>> Start Source excerpt
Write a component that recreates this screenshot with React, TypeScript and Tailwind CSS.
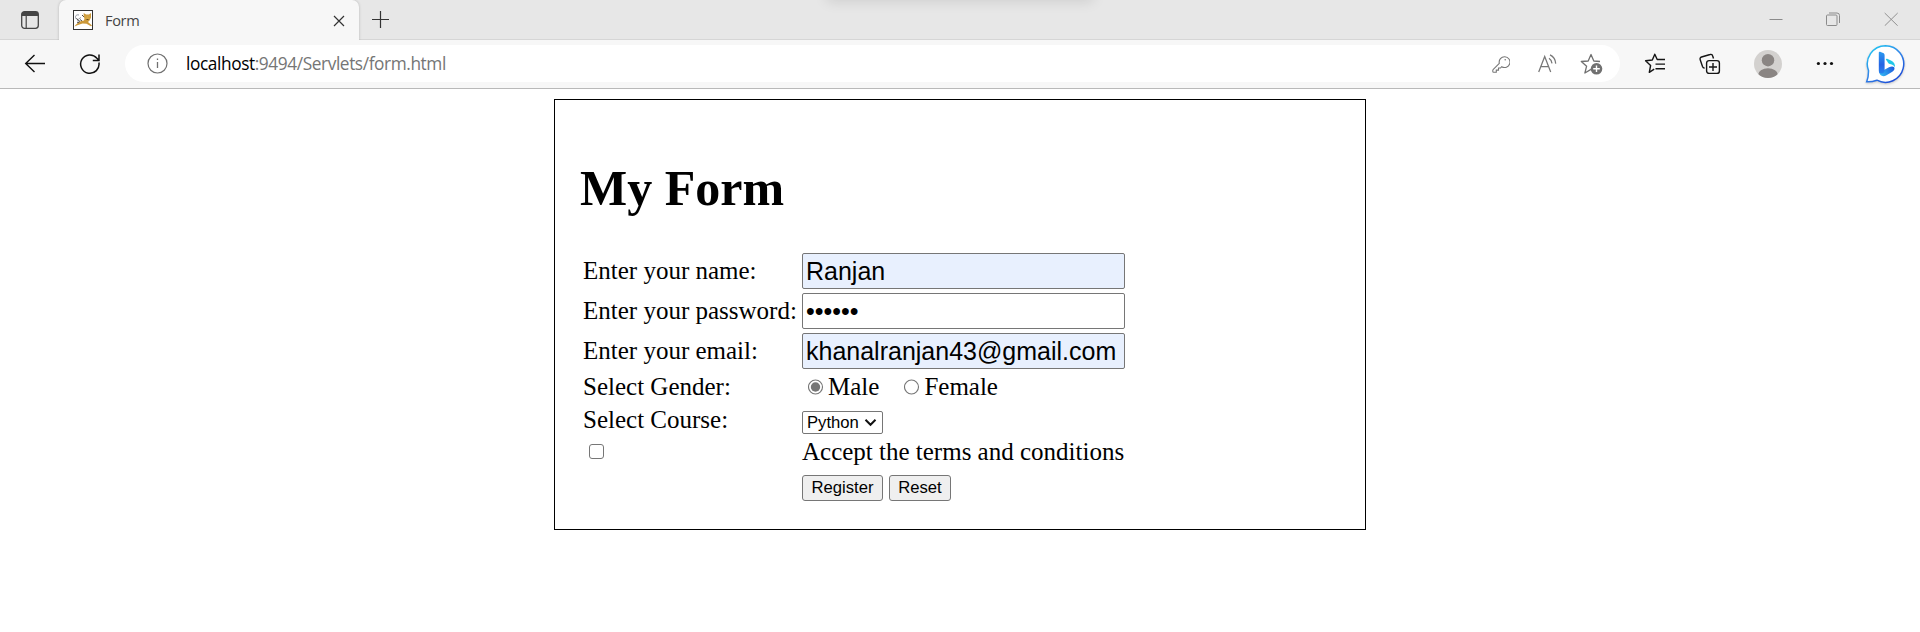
import React from "react";

function Tomcat() {
  return (
    <svg width="20" height="20" viewBox="0 0 20 20" fill="none">
      <rect x=".5" y=".5" width="19" height="19" fill="#fff" stroke="#333" />
      <path d="M6 5C2.500 4 1.500 7.500 3.500 9s2 2.500 1 3.500M8 7.500 5.500 9" stroke="#8b8f98" strokeWidth=".9" />
      <path d="M3.500 8.500 7 11.500M4 13l3-1M7 9.500 9 11M11 7 9 5" stroke="#333" strokeWidth=".9" />
      <path d="M1.500 16.500 3 14.500 8 11l3-.5.5-2-.8-2V3l2.300 1.500h3L18 3v4.500l-1.500 3L15 12l4 3.500-1 .8-4.500-2.500-4-.3-4.500 1.500Z" fill="#cb9839" />
      <path d="M12.500 7h1M15.500 7h1M13.500 9.500h2" stroke="#5c451d" strokeWidth=".9" />
      <path d="M11 5.500h6.500L16.500 9h-4Z" fill="#e2b44f" opacity=".65" />
    </svg>
  );
}

function Bing() {
  return (
    <svg className="drop-shadow-[0_1px_1px_rgba(0,0,0,0.2)]" width="40" height="40" viewBox="0 0 40 40" fill="none">
      <defs>
        <linearGradient id="ring" x1="5" y1="3" x2="30" y2="38" gradientUnits="userSpaceOnUse">
          <stop stopColor="#1fc8f2" />
          <stop offset=".5" stopColor="#3288ea" />
          <stop offset="1" stopColor="#1b49d6" />
        </linearGradient>
        <linearGradient id="stem" x1="15" y1="7" x2="17" y2="32" gradientUnits="userSpaceOnUse">
          <stop stopColor="#2a9df0" />
          <stop offset=".55" stopColor="#2463e4" />
          <stop offset="1" stopColor="#2a8cf0" />
        </linearGradient>
        <linearGradient id="foot" x1="14" y1="32" x2="30" y2="24" gradientUnits="userSpaceOnUse">
          <stop stopColor="#35c3f5" />
          <stop offset="1" stopColor="#1c55dc" />
        </linearGradient>
      </defs>
      <path d="M20.500 1.700a18.300 18.300 0 1 1-8.600 34.500c-3 1.100-6.700 1.700-10.200 1.600C3 34.500 3.600 31 3.500 26.500A18.300 18.300 0 0 1 20.500 1.700Z" fill="#fff" stroke="url(#ring)" strokeWidth="1.500" />
      <path d="M20.800 15.500c0-.7.700-1 1.400-.7l3.800 1.700c3 1.400 4.300 3.700 4 7-.7-2-2.500-2.700-5-3.400-1.500-.4-2.200-1.400-2.700-2.600Z" fill="#22c7e9" />
      <path d="M14.500 28.500 24 23.300c3.500-1.500 5.500-.5 5.500 1.300 0 1.300-.9 2.400-2.200 3.200l-5.800 3.500c-3.500 2-7.300.3-7-3Z" fill="url(#foot)" />
      <path d="M13.800 8.500c0-.7.600-1 1.300-.7l3 1.300c1 .4 1.500 1.200 1.500 2.300v15.500c0 2.500-5 3.500-5.500 1.700-.2-.8-.3-1.500-.3-2.500Z" fill="url(#stem)" />
    </svg>
  );
}

function TabStrip() {
  return (
    <div className="relative flex h-10 items-stretch overflow-hidden bg-[#e7e7e7] shadow-[inset_0_-1px_0_#d6d6d6]">
      <div className="absolute -top-3 left-[830px] h-2.5 w-[260px] shadow-[0_0_14px_3px_rgba(0,0,0,0.12)]" />
      <div className="flex w-[59px] pl-[21px] pt-[11px]">
        <svg width="18" height="18" viewBox="0 0 18 18" fill="none">
          <rect x=".7" y=".7" width="16.600" height="16.600" rx="2.800" stroke="#454545" strokeWidth="1.300" />
          <path d="M.7 5V3.500A2.800 2.800 0 0 1 3.500.7h11a2.800 2.800 0 0 1 2.800 2.800V5Z" fill="#454545" />
          <path d="M5.200 5v12" stroke="#454545" strokeWidth="1.200" />
        </svg>
      </div>
      <div className="relative flex w-[300px] items-center rounded-t-[7px] bg-[#f7f7f7] pl-[14px] shadow-[0_0_3px_rgba(0,0,0,0.22)]">
        <Tomcat />
        <span className="-mt-px ml-3 flex-1 text-[14.6px] leading-5 tracking-[-0.35px] text-[#444]">Form</span>
        <svg className="mr-[14px] mt-px" width="12" height="12" viewBox="0 0 12 12">
          <path d="m1 1 10 10M11 1 1 11" stroke="#333" strokeWidth="1.200" />
        </svg>
      </div>
      <svg className="ml-3 mt-[10px]" width="19" height="19" viewBox="0 0 19 19">
        <path d="M9.500 1v17M1 9.500h17" stroke="#333" strokeWidth="1.200" />
      </svg>
      <div className="ml-auto flex items-start gap-11 pr-[22px] pt-3">
        <svg className="-mr-px" width="14" height="14" viewBox="0 0 14 14"><path d="M.5 7.500h13" stroke="#8b8b8b" /></svg>
        <svg width="14" height="14" viewBox="0 0 14 14" fill="none" stroke="#8b8b8b">
          <rect x=".5" y="3" width="10.500" height="10.500" rx="1" />
          <path d="M3 1h8a2.500 2.500 0 0 1 2.500 2.500v7.500" />
        </svg>
        <svg width="14" height="14" viewBox="0 0 14 14"><path d="m.7 1 13 12.800M13.700 1 .7 13.800" stroke="#909090" /></svg>
      </div>
    </div>
  );
}

function Toolbar() {
  return (
    <div className="flex h-[49px] items-start border-b border-[#b9b9b9] bg-[#f7f7f7] pt-[5px]">
      <svg className="ml-6 mt-[9px]" width="22" height="20" viewBox="0 0 22 20" fill="none">
        <path d="M21 9.500H2M10.500 1 1.700 9.500l8.800 8.500" stroke="#111" strokeWidth="1.400" />
      </svg>
      <svg className="ml-[33px] mt-[8px]" width="22" height="22" viewBox="0 0 22 22" fill="none">
        <path d="M19.900 9.500a9.200 9.200 0 1 1-2-4.300l2 2M20 1.500v6h-6.200" stroke="#111" strokeWidth="1.500" />
      </svg>
      <div className="ml-[24px] flex h-[37px] w-[1495px] items-center rounded-full bg-white pl-[22px] pr-[16px]">
        <svg width="21" height="21" viewBox="0 0 21 21" fill="none" stroke="#707070">
          <circle cx="10.500" cy="10.500" r="9.500" strokeWidth="1.200" />
          <path d="M10.500 9v6M10.500 5.500v1.600" strokeWidth="1.300" />
        </svg>
        <span className="ml-[18px] text-[17.300px] leading-6 tracking-[-0.41px] text-[#757575]">
          <span className="text-black">localhost</span>:9494/Servlets/form.html
        </span>
        <div className="ml-auto flex items-center">
          <svg width="18" height="18" viewBox="0 0 18 18" fill="none" stroke="#777" strokeWidth="1.100">
            <path d="m7.300 8.300-6 6c-.4.400-.5.600-.5 1v1.200c0 .5.300.8.800.8h2.700v-2.200h2.200V13h2l1.200-1.300a5.400 5.400 0 1 0-2.400-3.400Z" />
            <circle cx="13.200" cy="4.800" r=".8" fill="#777" stroke="none" />
          </svg>
          <svg className="ml-[27px]" width="21" height="20" viewBox="0 0 21 20" fill="none" stroke="#777" strokeWidth="1.250">
            <path d="m1.700 18 6-15.500 6 15.500M3.800 12.500h7.900M12 4.200c1.700 1 2.800 3 3 5.200M13 .9c3.500 1.700 5.500 4.800 5.700 8.700" />
          </svg>
          <svg className="ml-[22px] mt-[2px]" width="24" height="24" viewBox="0 0 24 24" fill="none">
            <path d="M20 8.500 13.800 8 11 1.500 8.200 8 1.300 8.500l5.300 4.700-1.700 6.800 6.100-3.600" stroke="#707070" strokeWidth="1.300" strokeLinejoin="round" />
            <circle cx="16.500" cy="15.800" r="5.800" fill="#707070" />
            <path d="M16.500 12.500v6.600M13.200 15.800h6.600" stroke="#fff" strokeWidth="1.400" />
          </svg>
        </div>
      </div>
      <svg className="ml-6 mt-2" width="22" height="22" viewBox="0 0 22 22" fill="none" stroke="#151515" strokeWidth="1.400">
        <path d="m19.500 6.600-6.300-.1L10.800 1.200 8.300 7l-6.700.8 5 4.700-1.300 6.800 4.900-3.100M11.500 11.100H21M13.500 6.500H21M11.500 15.700H21" strokeLinejoin="round" />
      </svg>
      <svg className="ml-[33px] mr-px mt-[8px]" width="22" height="22" viewBox="0 0 22 22" fill="none" stroke="#151515" strokeWidth="1.400">
        <rect x="7.600" y="7.600" width="12.800" height="12.800" rx="2.500" />
        <path d="M14 10v8M10 14h8M14.500 5.500 13.700 3a2 2 0 0 0-2.600-1.500L2.500 4A2 2 0 0 0 1.200 6.700L3.500 13.500c.4 1.100 1 1.600 2.100 1.500" />
      </svg>
      <svg className="ml-[32px] mt-[5px]" width="28" height="28" viewBox="0 0 28 28">
        <clipPath id="avatar"><circle cx="14" cy="14" r="14" /></clipPath>
        <g clipPath="url(#avatar)">
          <path d="M0 0h28v28H0Z" fill="#d3d1cf" />
          <circle cx="14" cy="10.200" r="6.200" fill="#8a8583" />
          <ellipse cx="14" cy="25" rx="10" ry="6.700" fill="#8a8583" />
        </g>
      </svg>
      <svg className="ml-[34px] mt-[16px]" width="18" height="5" viewBox="0 0 18 5" fill="#111">
        <circle cx="2.400" cy="2.500" r="1.600" /><circle cx="9" cy="2.500" r="1.600" /><circle cx="15.500" cy="2.500" r="1.600" />
      </svg>
      <div className="-mt-px ml-[31px]"><Bing /></div>
    </div>
  );
}

function Radio({ label, checked }: { label: string; checked?: boolean }) {
  return (
    <label className="flex items-center gap-[4px]">
      <svg width="16" height="16" viewBox="0 0 16 16">
        <circle cx="7.500" cy="8" r="7" fill="#fff" stroke="#767676" strokeWidth="1.100" />
        {checked && <circle cx="7.500" cy="8" r="4.700" fill="#767676" />}
      </svg>
      {label}
    </label>
  );
}

const field =
  "block h-9 w-[323px] rounded-[2px] border border-[#767676] px-[3px] font-['Liberation_Sans',Arial,sans-serif] text-[25px] leading-[34px] text-black outline-none";
const button =
  "h-[26px] rounded-[3px] border border-[#767676] bg-[#efefef] text-center font-['Liberation_Sans',Arial,sans-serif] text-[16.67px] leading-[22px] text-black";

function Row({ label, className, children }: { label: React.ReactNode; className: string; children: React.ReactNode }) {
  return (
    <div className={"flex items-center " + className}>
      <div className="w-[219px] shrink-0 whitespace-nowrap">{label}</div>
      {children}
    </div>
  );
}

export default function App() {
  return (
    <div className="h-[632px] overflow-hidden bg-white font-['Open_Sans','Noto_Sans',sans-serif]">
      <TabStrip />
      <Toolbar />
      <form className="mx-auto mt-[10px] h-[431px] w-[812px] border border-black pl-[25px] pt-[60px] font-['Liberation_Serif','Times_New_Roman',serif] text-[25px] leading-[28px] text-black">
        <h1 className="h-[93px] text-[50px] font-bold leading-[56px]">My Form</h1>
        <div className="pl-[3px]">
          <Row label="Enter your name:" className="mb-1 h-9">
            <input className={field + " bg-[#e8f0fe]"} defaultValue="Ranjan" />
          </Row>
          <Row label="Enter your password:" className="mb-1 h-9">
            <input type="password" className={field + " bg-white"} defaultValue="ranjan" />
          </Row>
          <Row label="Enter your email:" className="mb-0.5 h-9">
            <input className={field + " bg-[#e8f0fe]"} defaultValue="khanalranjan43@gmail.com" />
          </Row>
          <Row label="Select Gender:" className="mb-[3px] h-[31px]">
            <div className="flex gap-[25px] pl-[6px]">
              <Radio label="Male" checked />
              <Radio label="Female" />
            </div>
          </Row>
          <Row label="Select Course:" className="mb-[3px] h-[29px]">
            <div className="flex h-[23px] w-[81px] items-center self-end rounded-[2px] border border-[#767676] bg-white pl-[4px] font-['Liberation_Sans',Arial,sans-serif] text-[16.67px] leading-[21px]">
              Python
              <svg className="ml-[5px]" width="13" height="9" viewBox="0 0 13 9" fill="none">
                <path d="m1.500 1.800 5 5 5-5" stroke="#111" strokeWidth="2" />
              </svg>
            </div>
          </Row>
          <Row
            label={<div className="ml-[6px] h-[15px] w-[15px] rounded-[3px] border border-[#767676] bg-white" />}
            className="mb-[9px] h-[29px]"
          >
            <span>Accept the terms and conditions</span>
          </Row>
          <Row label="" className="h-[26px]">
            <button type="button" className={button + " w-[81px]"}>Register</button>
            <button type="button" className={button + " ml-[6px] w-[62px]"}>Reset</button>
          </Row>
        </div>
      </form>
    </div>
  );
}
>> End Source excerpt
Print the data above verbatim from the first line through the line holding "import React from", leaving every picture out.

§ **Solution to the exercise**:
Write a component that recreates this screenshot with React, TypeScript and Tailwind CSS.
import React from "react";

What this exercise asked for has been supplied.